Here’s the thing. I can see why some women think Jupiter Ascending is cool: it has a woman as the lead in a SFF film. But it is not a kind of Star Wars and it is not a feminist fairy tale.

And here’s why.

Picture if at the end of The Matrix Neo just went back to his old job. Or Luke returned to his planet to become a farmer after blowing up the Death Star.* Hard to imagine, right? Yet that’s exactly what Jupiter does. She goes back to scrubbing toilets.

It’s an ending that flies in the face of the “epic” tale we were promised. And it’s an ending that shows no growth. Because Jupiter is an outline of a character who never grows because she does not perform any actions.

A fine ending for something like this would be for the character to look at the stars from a spaceship, metaphor for contemplating possibilities, standing next to her new friends. Or something else that did not necessitate the kind of limp finale she receives which I’m sure a male character would never, EVER, get.

Jupiter has no motivations or hobbies. We know she wants to buy a telescope because her dad liked astronomy. Why doesn’t she like astronomy herself? Imagine if during one of the conversations with her family Jupiter was chided for spending all her spare time looking at the stars or looking at astronomy books. Luke wanted to be a pilot, didn’t he? Peter Parker wants to be a scientist even though he is a nerd. They both aspire to something greater. The movie implies that Jupiter aspires to wear nicer clothes and probably nothing more. Okay, she wants a boyfriend since nobody loves her (really?). Now picture the film if amateur astronomer Jupiter — who these days never has time to look at the stars because of her hard work — finds herself in space! It’s not only fun because she has nice clothes but because OMG SHE ALWAYS WANTED TO SEE THESE GREAT SIGHTS.

There are other issues.
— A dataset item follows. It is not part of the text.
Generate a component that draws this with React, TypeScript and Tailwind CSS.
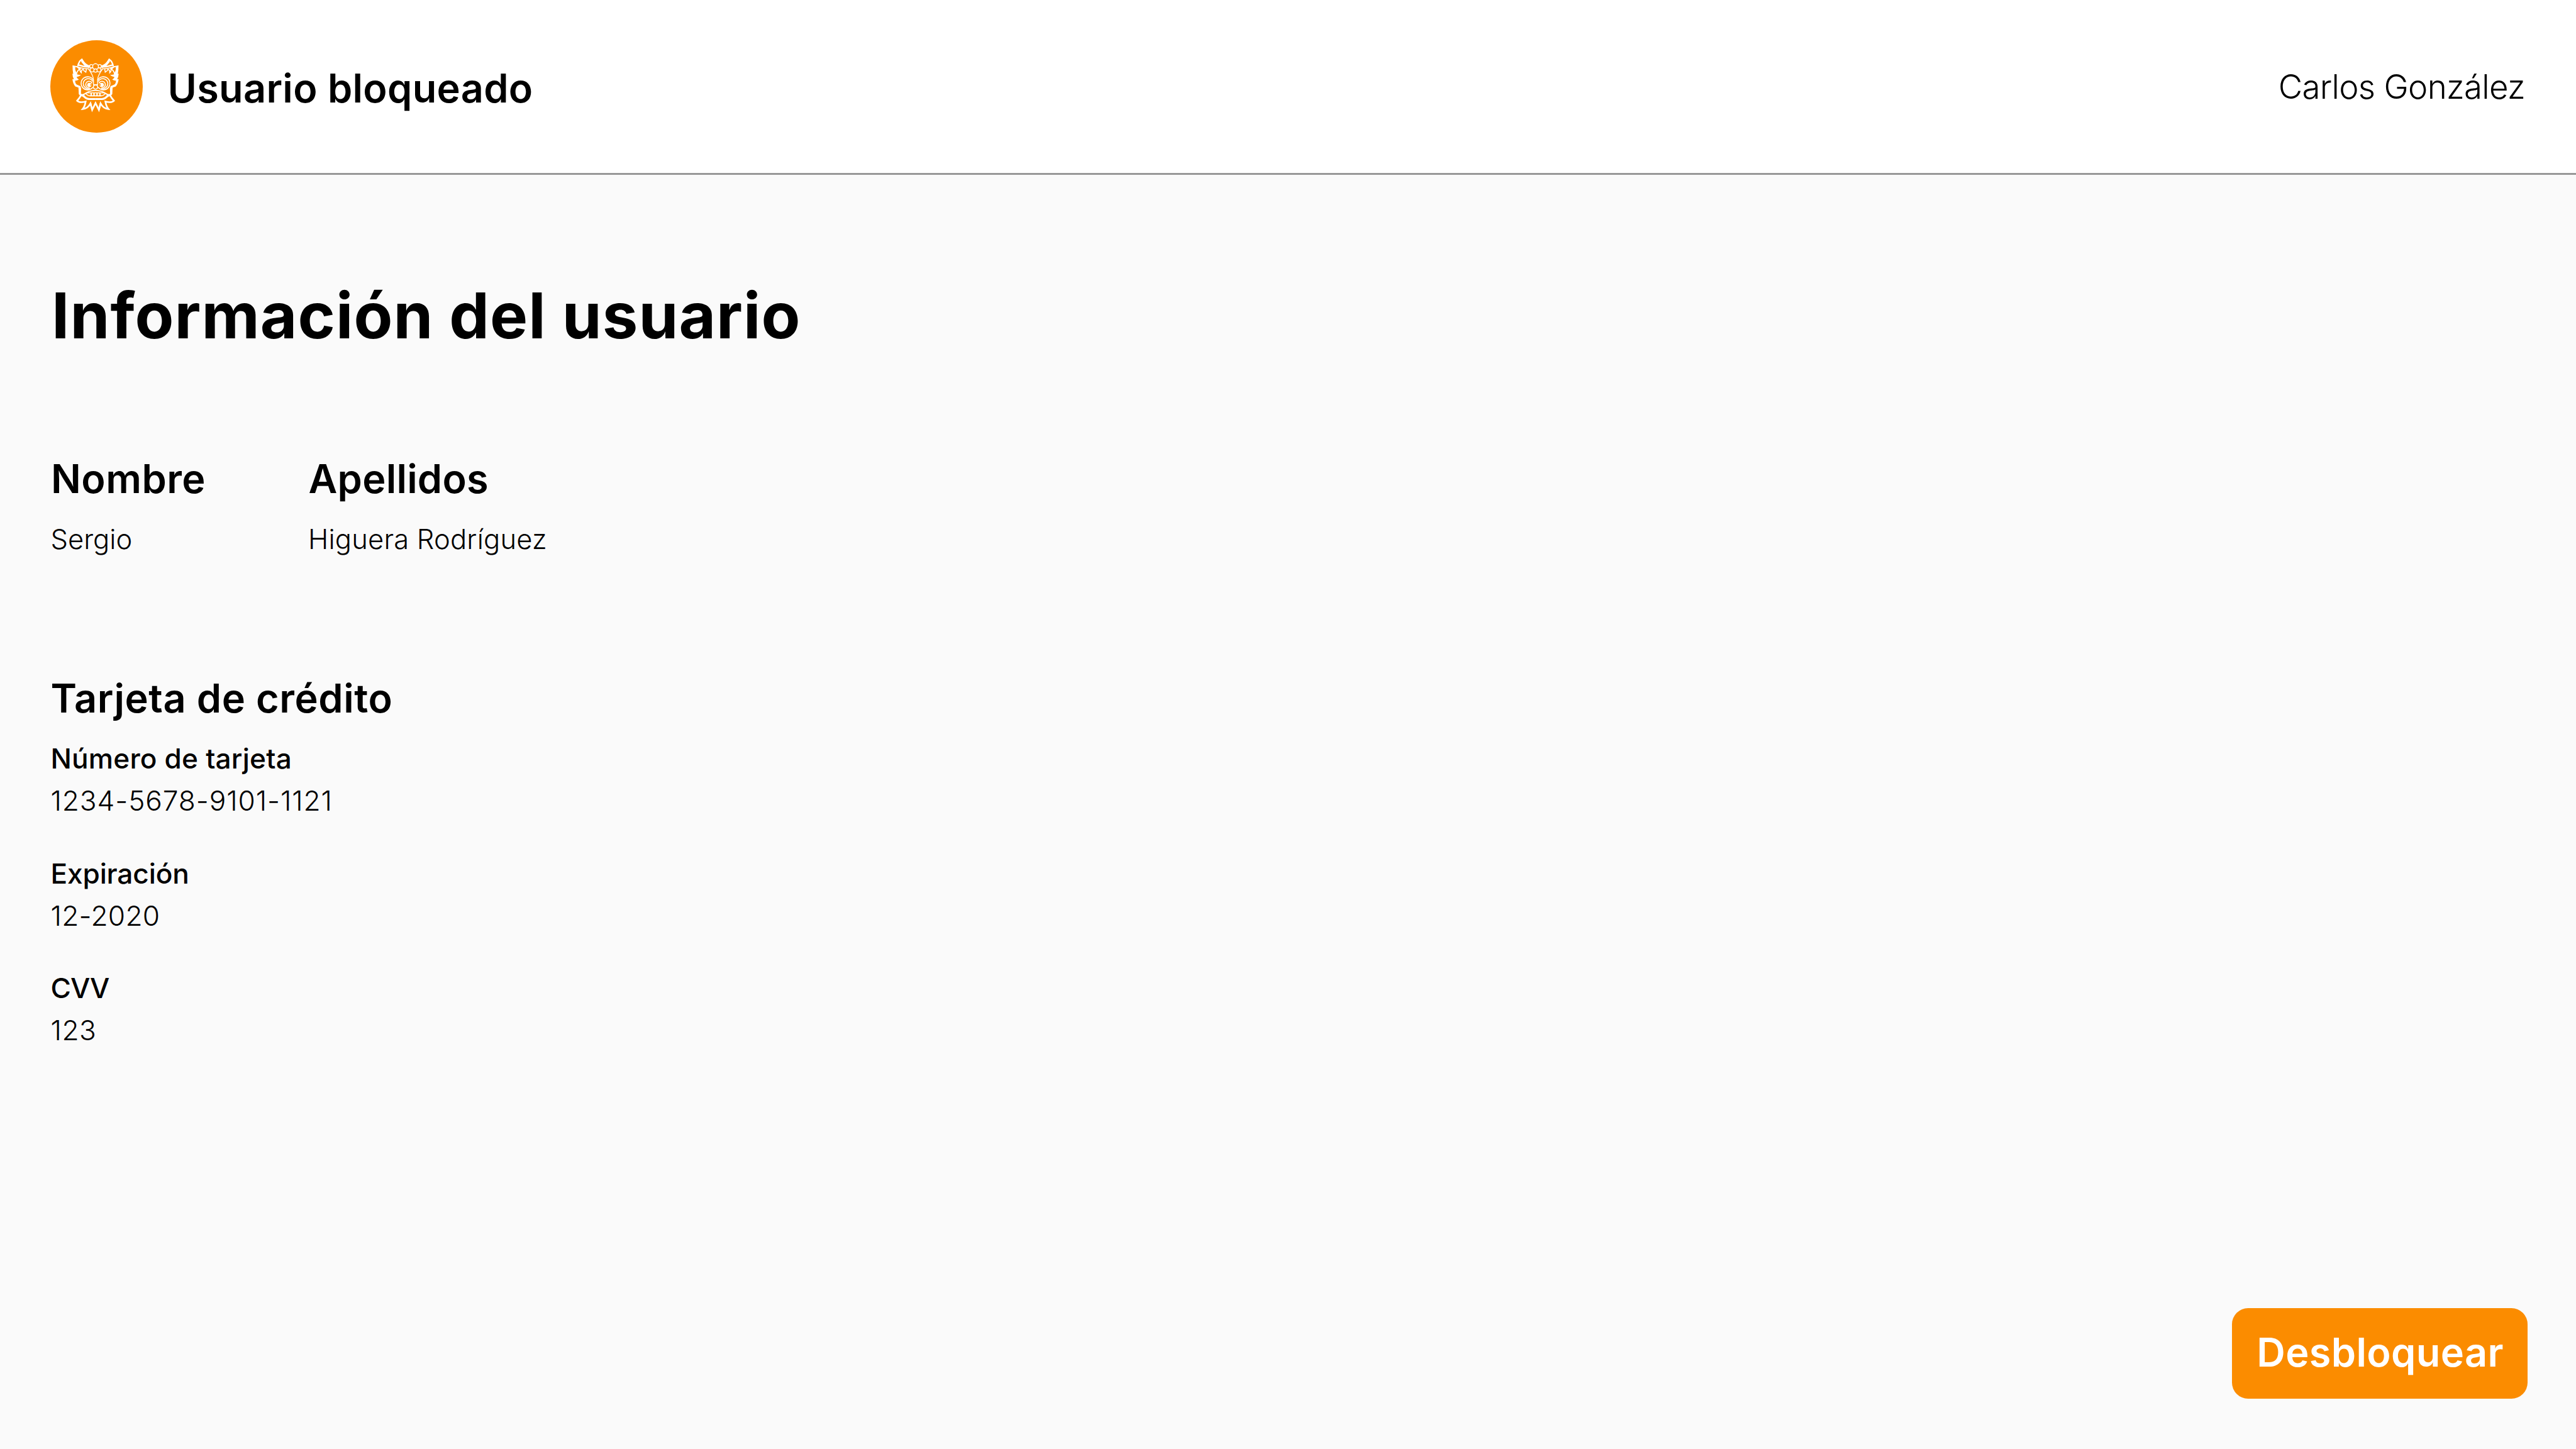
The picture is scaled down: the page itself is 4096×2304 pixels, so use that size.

Even though technically this passes the Bechdel test, the only other woman of note appears in the movie to explain the rules of the game and then disappear. Hey, you are a Reincarnation now I’ll step out of all the action, my brothers can carry it from here. It also makes it seem like mini-bosses in a video game where you jump from one to the other, though Jupiter doesn’t technically “defeat” or “outwit” any of them.

That’s the other thing. Jupiter doesn’t do anything. I didn’t want her to suddenly practice kung-fu like Neo, but she doesn’t seem to think at all. She is merely dragged through the action, saved constantly by her would-be boyfriend.

Compare this to an old movie called Labyrinth. Girl wants to escape her mundane life, is transported to other world, must outwit foe and return to the safety of home. Sound familiar? Yet that movie from 1986 manages to show us a certain amount of growth and depth of character even though it was a kids film. Sarah begins the movies as a petulant child who does not seem to appreciate her family and who really needs to grow up, and becomes an adult by the end of the film but without abandoning her sense of wonder.

She never physically slays anybody but she triumphs all the same using her brain. Bravo!

Restoree, a 1960s Anne McCaffrey novel, also has a similar plot as Jupiter Ascending. The protagonist is an ordinary young woman who one day wakes to find herself trapped in another planet. She must find a way to free herself from the facility where she is being held, and escape with her new friend. She does so (because she’s smart) and after escaping wades through a net of intrigue on an alien planet. She also falls in love.

Restoree is far from perfect. I am not a fan of the book, yet it does the same basic things this movie attempts, but better, back in 1967.

Why is it so difficult for filmmakers to give us well-developed heroines? Why after all these decades is it still such a chore?

Please, do not be satisfied with Jupiter Ascending. It is the perfect material for fan fiction (boy, is it, what with all the potential incest and weirdness) but that doesn’t make me feel better. We keep getting these lumpy cookies burned at the bottom from Hollywood while there’s all these movies that somehow manage to give us men-cookies that don’t have any parts burnt.

The love some women are giving this movie shows that we could truly welcome a wave of movies about interesting women. But we have to get the interesting in there.

* If Luke did go back to farming after the first movie, Leia could become a Jedi and save the galaxy. Yes, I know, that’s not such a bad idea.